> **EXERCISE AIM**
Isolate every line in the records below with "this" in it.

> **Records from a collection**
#####
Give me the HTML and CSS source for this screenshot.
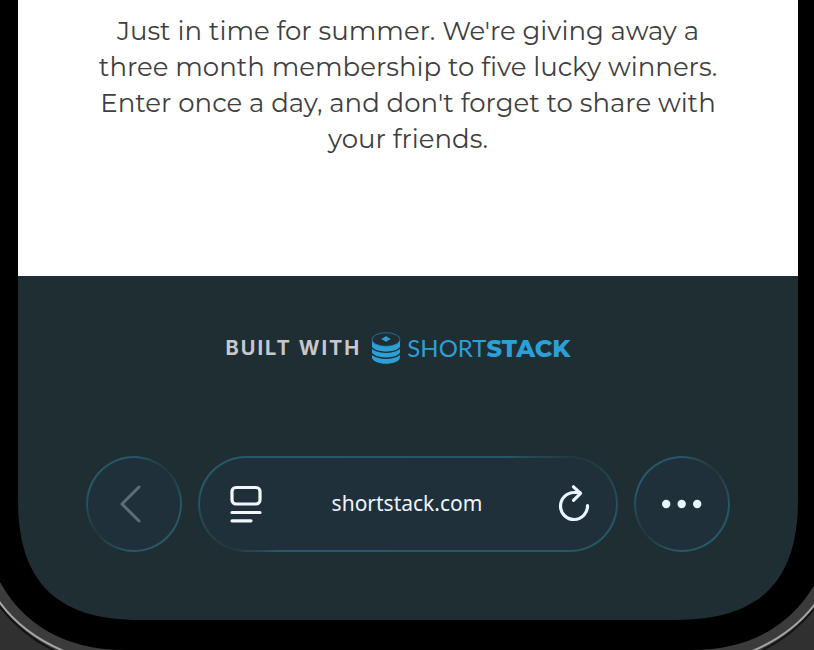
FILE: index.html
```html
<!DOCTYPE html>
<html lang="en">
<head>
<meta charset="utf-8">
<meta name="viewport" content="width=device-width, initial-scale=1">
<title>Membership giveaway</title>
<link rel="stylesheet" href="styles.css">
</head>
<body>
<div class="device">
  <div class="screen">
    <main class="intro">
      <p>Just in time for summer. We're giving away a three month membership to five lucky winners. Enter once a day, and don't forget to share with your friends.</p>
    </main>
    <footer class="footer">
      <a class="credit" href="#">
        <span class="built">BUILT WITH</span>
        <span class="brand">
          <svg class="stack" width="30" height="32" viewBox="0 0 30 32" aria-hidden="true">
            <path fill="#2b9fd8" d="M1 7v18c0 9 28 9 28 0V7z"/>
            <path fill="none" stroke="#1f2e33" stroke-width="1.500" d="M0 14c2 8.200 28 8.200 30 0M0 20c2 8.200 28 8.200 30 0"/>
            <ellipse cx="15" cy="7.500" rx="14" ry="6.800" fill="#1f2e33" stroke="#2884b0" stroke-width=".7"/>
            <path fill="#2b9fd8" d="M1 9c2 8 26 8 28 0v5c-2 7-26 7-28 0zM15 4l2 1.500 3 1.500-3 1.500-2 1.500-2-1.500-3-1.500 3-1.500z"/>
          </svg>
          <span class="wordmark">SHORT<b>STACK</b></span>
        </span>
      </a>
      <nav class="toolbar" aria-label="Browser">
        <button class="glass round" type="button" aria-label="Back">
          <svg width="24" height="40" viewBox="0 0 24 40"><path d="M20 3 3 20l17 17" fill="none" stroke="#5b6d78" stroke-width="3" stroke-linecap="round" stroke-linejoin="round"/></svg>
        </button>
        <div class="glass address">
          <button class="tool" type="button" aria-label="Page menu">
            <svg width="32" height="38" viewBox="0 0 32 38" fill="none" stroke="#f2f7ff" stroke-width="3.200" stroke-linecap="round"><rect x="2" y="2.500" width="28" height="16.500" rx="4"/><path d="M2 27.500h28M2 35.800h19"/></svg>
          </button>
          <input type="text" value="shortstack.com" aria-label="Address">
          <button class="tool" type="button" aria-label="Reload">
            <svg width="32" height="38" viewBox="0 0 32 38" fill="none" stroke="#e9f5ff" stroke-width="3.200" stroke-linecap="round" stroke-linejoin="round"><path d="M29.500 20.500A13.500 13.500 0 1 1 16 7.500H22"/><path d="m15.500 1.800 7 6.500-7 7"/></svg>
          </button>
        </div>
        <button class="glass round" type="button" aria-label="More">
          <svg width="40" height="10" viewBox="0 0 40 10" fill="#e9f5ff"><circle cx="4.200" cy="5" r="4.200"/><circle cx="19.700" cy="5" r="4.200"/><circle cx="35.200" cy="5" r="4.200"/></svg>
        </button>
      </nav>
    </footer>
  </div>
  <svg class="corner" width="150" height="155" viewBox="0 495 150 155" aria-hidden="true">
    <path d="M0 495h18v5C18 585 60 620 140 620h10v30H0z"/>
    <path fill="#3b3b3c" d="M0 582C22 622 62 650 125 650H0z"/>
    <path fill="#303031" stroke="#111" stroke-width="2" d="M-2 604Q24 638 62 654H-2z"/>
    <path fill="none" stroke="#a3a3a5" stroke-width="2" d="M-2 600Q22 634 66 652"/>
  </svg>
  <svg class="corner right" width="150" height="155" viewBox="0 495 150 155" aria-hidden="true">
    <path d="M0 495h18v5C18 585 60 620 140 620h10v30H0z"/>
    <path fill="#3b3b3c" d="M0 582C22 622 62 650 125 650H0z"/>
    <path fill="#303031" stroke="#111" stroke-width="2" d="M-2 604Q24 638 62 654H-2z"/>
    <path fill="none" stroke="#a3a3a5" stroke-width="2" d="M-2 600Q22 634 66 652"/>
  </svg>
</div>
</body>
</html>
```
FILE: styles.css
```css
* { box-sizing: border-box; }
body { margin: 0; background: #000; }
.device {
  position: relative;
  overflow: hidden;
  padding: 0 16px 30px 18px;
  background: #000;
}
.intro {
  padding: 13px 72px 119px;
  background: #fff;
  color: #3f3f3f;
  font: 400 26px/36px Montserrat, Inter, sans-serif;
  text-align: center;
}
.intro p { margin: 0; }
.footer {
  padding: 52px 68px 68px;
  background: #1f2e33;
}
.credit {
  display: flex;
  align-items: center;
  justify-content: center;
  gap: 10px;
  height: 40px;
  padding-right: 20px;
  color: #c6c8ce;
  text-decoration: none;
}
.built { font: 700 20px/24px Inter, sans-serif; letter-spacing: 2px; }
.brand { display: flex; align-items: center; gap: 6px; color: #2b9fd8; }
.wordmark { font: 400 24px/32px Lato, sans-serif; }
.wordmark b { font-family: Montserrat, Lato, sans-serif; font-weight: 800; }
.toolbar {
  display: flex;
  gap: 16px;
  margin-top: 88px;
}
.glass {
  border: 2px solid transparent;
  border-radius: 48px;
  background:
    linear-gradient(#1f303a, #1f303a) padding-box,
    conic-gradient(#265766, #22373f 45deg, #265766 90deg, #265a6a 150deg, #265766 190deg, #22373f 230deg, #265a6a 290deg, #265766) border-box;
}
.address.glass {
  background:
    linear-gradient(#1f303a, #1f303a) padding-box,
    conic-gradient(#265766 65deg, #22373f 75deg, #265766 95deg, #265a6a 250deg, #22373f 256deg, #265a6a 275deg, #265766) border-box;
}
.round {
  display: grid;
  place-items: center;
  flex: none;
  width: 96px;
  height: 96px;
  padding: 0;
}
.round[aria-label="Back"] { padding-right: 6px; }
.address {
  display: flex;
  align-items: center;
  flex: 1;
  min-width: 0;
  height: 96px;
  padding: 0 26px 0 30px;
}
.tool {
  display: grid;
  place-items: center;
  flex: none;
  padding: 0;
  border: 0;
  background: none;
}
.address input {
  flex: 1;
  min-width: 0;
  padding: 0 6px 2px 0;
  border: 0;
  outline: 0;
  background: none;
  color: #edf4fa;
  font: 400 21px/32px "Noto Sans", sans-serif;
  text-align: center;
}
.corner { position: absolute; left: 0; bottom: 0; }
.corner.right { left: auto; right: -2px; transform: scaleX(-1); }
```
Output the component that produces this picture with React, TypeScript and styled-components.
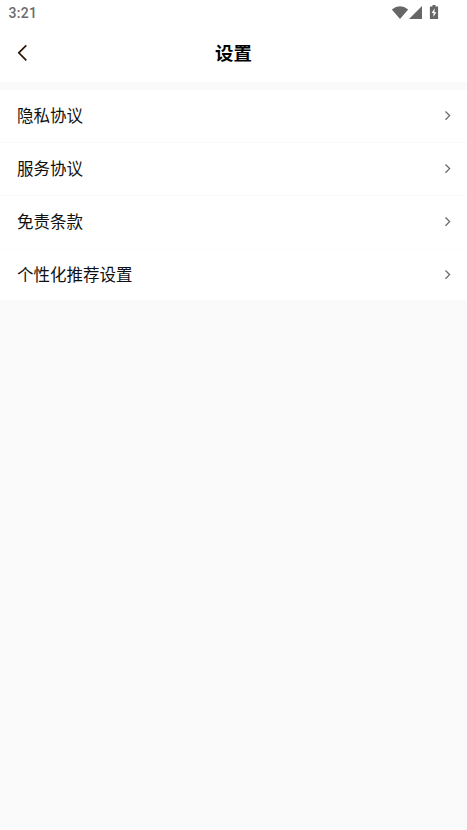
import React from "react";
import styled, { createGlobalStyle } from "styled-components";

const Global = createGlobalStyle`
  * { box-sizing: border-box; }
  body { margin: 0; background: #fafafa; font-family: Roboto, "Noto Sans CJK SC", sans-serif; }
`;
const Screen = styled.main`
  min-height: 830px;
  background: #fafafa;
`;
const StatusBar = styled.div`
  height: 25px;
  padding: 0 28px 0 8.5px;
  display: flex;
  align-items: center;
  justify-content: space-between;
  background: #fff;
  color: #6b6b6b;
  font-size: 14px;
  font-weight: 500;
  letter-spacing: 0.3px;
`;
const StatusIcons = styled.svg`
  display: block;
  width: 48px;
  height: 25px;
`;
const Header = styled.header`
  height: 57px;
  display: grid;
  grid-template-columns: 48px 1fr 48px;
  align-items: center;
  background: #fff;
`;
const BackButton = styled.button`
  width: 48px;
  height: 57px;
  padding: 0;
  border: 0;
  background: none;
  svg { display: block; }
`;
const Title = styled.h1`
  margin: 0;
  padding-top: 1px;
  text-align: center;
  font-size: 18.4px;
  line-height: 24px;
  font-weight: 700;
  color: #000;
`;
const List = styled.ul`
  margin: 8px 0 0;
  padding: 0;
  list-style: none;
  background: #fff;
`;
const Row = styled.li`
  height: 53px;
  padding: 0 15px 0 17px;
  display: flex;
  align-items: center;
  justify-content: space-between;
  border-bottom: 1px solid #fafafa;
  font-size: 16.5px;
  line-height: 24px;
  color: #111;
  &:nth-child(3) { border-bottom-color: #fdfdfd; }
  &:last-child { height: 51px; border-bottom: 0; }
`;
const Label = styled.span`
  padding-top: 2px;
`;

const items = ["隐私协议", "服务协议", "免责条款", "个性化推荐设置"];

export default function App() {
  return (
    <Screen>
      <Global />
      <StatusBar>
        <span>3:21</span>
        <StatusIcons viewBox="0 0 48 25" fill="#666">
          <path d="M0.8 9.4Q9 3 17.2 9.4L9 19Z" />
          <path d="M18 19L31 6V19Z" />
          <path d="M41.500 5h3v1.500h2.600V19h-8.200V6.500h2.600Z" />
          <path d="M43.700 8.300L40.600 13H42.600L42.200 17L45.400 12.200H43.400Z" fill="#fff" />
        </StatusIcons>
      </StatusBar>
      <Header>
        <BackButton aria-label="返回">
          <svg width="48" height="57" fill="none" stroke="#2b160a" strokeWidth="1.7">
            <path d="M26.300 20.300L18.800 27.800L26.300 35.300" />
          </svg>
        </BackButton>
        <Title>设置</Title>
      </Header>
      <List>
        {items.map((item) => (
          <Row key={item}>
            <Label>{item}</Label>
            <svg width="8" height="12" fill="none" stroke="#666" strokeWidth="1.25">
              <path d="M1.500 1.500L5.600 5.600L1.500 9.700" />
            </svg>
          </Row>
        ))}
      </List>
    </Screen>
  );
}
#####
> **THE ANSWER**
Give me the HTML and CSS source for this screenshot.
Output the component that produces this picture with React, TypeScript and styled-components.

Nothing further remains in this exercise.